Het impressionisme van Tom Hollands Dominion

Dominion van Tom Holland is een controversieel boek. De een vindt het prachtig, de ander spreekt van kwakgeschiedenis. Vast staat dat Holland niet van de straat is. Hij racet door 2000 jaar geschiedenis heen en laat daarbij een lang spoor van voetnoten na. Hier schrijft een belezen man met een plan.

Dat plan is om te laten zien hoe het christendom het moderne denken gevormd heeft, inclusief allerlei seculiere instituties als wetenschap, vrijheid van godsdienst en democratie. Meer precies (maar minder uitgesproken) is het plan om te laten zien dat het intellectuele, liberale christendom dit heeft gedaan, dat het in zekere zin al die tijd gekost heeft om de radicale vrijheidsboodschap van Jezus en Paulus werkelijk te laten landen. Zo’n plan is mooi, want het geeft een duidelijke lijn aan een boek en dat leest prettig.

Selectief

Het nadeel van zo’n lijn is dat je selectief wordt in wat je belangrijk vindt. Zo plaatst Holland de door Luther en Calvijn aangezwengelde reformatie, met haar nadruk op de persoonlijke connectie tussen God en gelovige, in de traditie van Peter Abelard, een theoloog/filosoof die eeuwen daarvoor in botsing kwam met de kerkelijke hiërarchie. Maar Luther en Calvijn zelf grepen in hun geschriften eerder terug op Abelards tijdgenoot en tegenstander Bernard van Clairvaux, die een meer mystieke geloofsbeleving voorstond.

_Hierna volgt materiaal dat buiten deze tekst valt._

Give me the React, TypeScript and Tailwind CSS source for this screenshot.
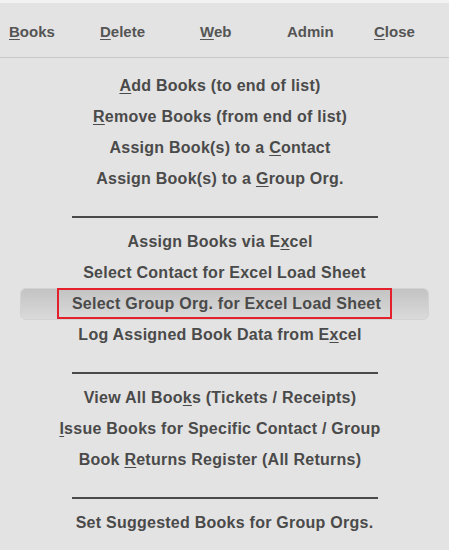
import React from 'react'

type Item = { label: string; key?: number; active?: boolean }

const GROUPS: Item[][] = [
  [
    { label: 'Add Books (to end of list)', key: 0 },
    { label: 'Remove Books (from end of list)', key: 0 },
    { label: 'Assign Book(s) to a Contact', key: 20 },
    { label: 'Assign Book(s) to a Group Org.', key: 20 },
  ],
  [
    { label: 'Assign Books via Excel', key: 18 },
    { label: 'Select Contact for Excel Load Sheet' },
    { label: 'Select Group Org. for Excel Load Sheet', active: true },
    { label: 'Log Assigned Book Data from Excel', key: 29 },
  ],
  [
    { label: 'View All Books (Tickets / Receipts)', key: 12 },
    { label: 'Issue Books for Specific Contact / Group', key: 0 },
    { label: 'Book Returns Register (All Returns)', key: 5 },
  ],
  [{ label: 'Set Suggested Books for Group Orgs.' }],
]

function Label({ text, k }: { text: string; k?: number }) {
  if (k === undefined) return <span className="whitespace-pre">{text}</span>
  return (
    <span className="whitespace-pre">
      {text.slice(0, k)}
      <span className="underline underline-offset-2">{text[k]}</span>
      {text.slice(k + 1)}
    </span>
  )
}

const NAV = [
  { label: 'Books', key: 0, w: 'w-[91px]' },
  { label: 'Delete', key: 0, w: 'w-[100px]' },
  { label: 'Web', key: 0, w: 'w-[87px]' },
  { label: 'Admin', w: 'w-[87px]' },
  { label: 'Close', key: 0, w: 'w-[60px]' },
]

export default function App() {
  return (
    <div className="w-[449px] h-[550px] bg-[#e3e3e3] text-[#4a4a4a] font-['Liberation_Sans',Arial,sans-serif] font-bold text-[16px] overflow-hidden">
      <div className="h-[3px] bg-[#f2f2f2]" />

      {/* Menu bar */}
      <nav className="flex items-center h-[55px] pt-[4px] pl-[9px] border-b border-[#c9c9c9] text-[#555] text-[15px]">
        {NAV.map(n => (
          <span key={n.label} className={`${n.w} shrink-0`}>
            <Label text={n.label} k={n.key} />
          </span>
        ))}
      </nav>

      {/* Items */}
      <div className="pt-[12px] tracking-[0.25px]">
        {GROUPS.map((g, gi) => (
          <div key={gi}>
            {gi > 0 && <div className="mx-auto w-[306px] h-[2px] bg-[#4a4a4a] mt-[22px] mb-[8px]" />}
            {g.map(it =>
              it.active ? (
                <div key={it.label} className="px-[20px] h-[31px] flex items-center">
                  <div className="w-full h-[32px] rounded-[6px] border border-[#d2d2d2] bg-gradient-to-b from-[#c3c3c3] to-[#dadada] flex items-center justify-center">
                    <span className="border-2 border-[#e3202c] pl-[13px] pr-[9px] h-[31px] flex items-center">
                      <Label text={it.label} />
                    </span>
                  </div>
                </div>
              ) : (
                <div
                  key={it.label}
                  className={`h-[31px] flex items-center justify-center ${it.key !== undefined ? 'pr-[9px]' : ''}`}
                >
                  <Label text={it.label} k={it.key} />
                </div>
              )
            )}
          </div>
        ))}
      </div>
    </div>
  )
}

Het hele woord ‘mystiek’ komt in Dominion niet voor. Dat is jammer, want als Holland zich daarin verdiept had, had hij ook kunnen zien dat het piëtisme (gedisciplineerd persoonlijk geloof) niet exclusief christelijk is, maar vrijwel tegelijkertijd opgeld deed in het Jodendom en de Islam (lees voor een schets daarvan Een geschiedenis van God door Karen Armstrong). Het christendom is veel breder en sterker verweven met het jodendom dan Holland schetst.

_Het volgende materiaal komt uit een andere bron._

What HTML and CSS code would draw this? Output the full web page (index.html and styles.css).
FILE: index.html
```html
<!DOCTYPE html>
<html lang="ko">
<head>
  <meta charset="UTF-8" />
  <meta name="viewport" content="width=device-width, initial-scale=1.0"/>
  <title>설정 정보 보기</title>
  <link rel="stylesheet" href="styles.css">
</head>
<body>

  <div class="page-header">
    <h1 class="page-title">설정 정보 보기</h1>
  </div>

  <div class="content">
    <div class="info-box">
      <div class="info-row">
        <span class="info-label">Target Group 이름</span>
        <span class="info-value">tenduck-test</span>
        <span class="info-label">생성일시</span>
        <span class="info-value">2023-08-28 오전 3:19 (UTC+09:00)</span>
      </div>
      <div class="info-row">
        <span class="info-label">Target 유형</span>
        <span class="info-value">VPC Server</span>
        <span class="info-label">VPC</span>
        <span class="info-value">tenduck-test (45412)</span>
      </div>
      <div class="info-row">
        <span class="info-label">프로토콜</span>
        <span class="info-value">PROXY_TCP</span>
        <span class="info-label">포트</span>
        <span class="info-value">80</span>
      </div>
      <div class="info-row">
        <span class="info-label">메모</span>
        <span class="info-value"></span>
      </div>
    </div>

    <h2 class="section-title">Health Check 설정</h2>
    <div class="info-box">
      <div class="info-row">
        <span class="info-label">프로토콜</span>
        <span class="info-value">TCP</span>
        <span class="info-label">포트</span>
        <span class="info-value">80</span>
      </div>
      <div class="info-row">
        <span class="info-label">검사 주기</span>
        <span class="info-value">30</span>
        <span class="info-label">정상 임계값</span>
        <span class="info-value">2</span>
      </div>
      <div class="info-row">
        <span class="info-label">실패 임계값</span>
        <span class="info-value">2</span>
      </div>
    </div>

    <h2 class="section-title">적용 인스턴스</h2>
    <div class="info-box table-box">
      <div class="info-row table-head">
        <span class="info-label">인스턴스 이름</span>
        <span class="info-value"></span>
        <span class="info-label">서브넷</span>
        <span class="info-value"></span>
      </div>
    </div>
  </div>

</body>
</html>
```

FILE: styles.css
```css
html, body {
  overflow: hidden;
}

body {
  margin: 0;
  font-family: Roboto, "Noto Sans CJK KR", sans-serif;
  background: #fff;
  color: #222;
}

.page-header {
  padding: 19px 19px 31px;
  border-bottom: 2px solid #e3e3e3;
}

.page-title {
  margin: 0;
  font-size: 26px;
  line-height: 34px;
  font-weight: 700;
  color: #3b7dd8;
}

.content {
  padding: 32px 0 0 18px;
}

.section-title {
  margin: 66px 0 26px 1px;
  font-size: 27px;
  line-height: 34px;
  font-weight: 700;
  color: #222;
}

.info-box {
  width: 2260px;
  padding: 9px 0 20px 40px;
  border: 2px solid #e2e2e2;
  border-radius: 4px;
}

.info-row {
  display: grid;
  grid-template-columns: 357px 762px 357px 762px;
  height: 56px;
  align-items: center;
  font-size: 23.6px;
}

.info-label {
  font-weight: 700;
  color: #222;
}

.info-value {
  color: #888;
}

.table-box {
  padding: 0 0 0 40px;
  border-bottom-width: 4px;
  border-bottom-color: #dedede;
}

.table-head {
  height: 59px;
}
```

Zo zijn er wel meer bezwaren in te brengen tegen Dominion. Dat er slordig wordt omgegaan met feiten, tot zelfs lulligheden als een verkeerde datum voor Leidens Ontzet toe. Ook met bijbelcitaten gaat Holland selectief om, hetgeen overigens een erkende praktijk is onder theologen. Frasen als ‘of course’ verraden de plekken waar de auteur even geen zin heeft om een redenering netjes uit te werken, al dan niet omdat er dan iets opzichtig rechtgebreid moet worden. Sowieso stelt Holland veel en beargumenteert hij weinig.

Impressionisme

Die impressionistische werkwijze leidde mij onvermijdelijk naar de kritiek die Monet en de zijnen kregen bij de introductie van hun schilderstijl. Vage contouren, totaal geen oog voor detail, een belediging voor de werkelijkheid. Maar dat was ook helemaal niet wat Monet, Renoir et al. beoogden. Ze wilden niet de werkelijkheid overbrengen, maar datgene wat zij als schilders voelden bij het aanschouwen van de werkelijkheid.

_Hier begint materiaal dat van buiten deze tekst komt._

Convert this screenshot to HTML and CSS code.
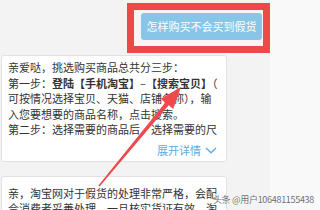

Dat is precies wat Holland ook doet. Hij bespeurt grote christelijke invloeden in de wording van de moderne tijd en accentueert die in zijn boek. Daarbij vervalt hij niet zelden in clichés, bijvoorbeeld in zijn beschrijving van het Marxisme, maar juist clichés kunnen grote maatschappelijke invloed hebben. Als veel mensen immers iets als werkelijk ervaren, heeft dat consequenties voor de werkelijkheid. Om dezelfde reden is in natuurwetenschappelijke kringen het fabeltje onuitroeibaar dat Galileo werd veroordeeld door starre prelaten die op bijbelse gronden niet in het heliocentrisch wereldbeeld wilden geloven.

Kortom, Dominion moet je niet lezen als een poging om een genuanceerde geschiedenis te schrijven van de manier waarop christelijk denken de moderne tijd beïnvloed heeft. Het is een smakelijke impressie van de intellectuele erfenis van het christendom, die steeds slechter herkenbaar is naar mate het aandeel christenen onder de westerse intelligentia afneemt. Ik heb het af en toe met ergernis, maar zeker ook met plezier gelezen – en heus ook nog wel het een en ander opgestoken.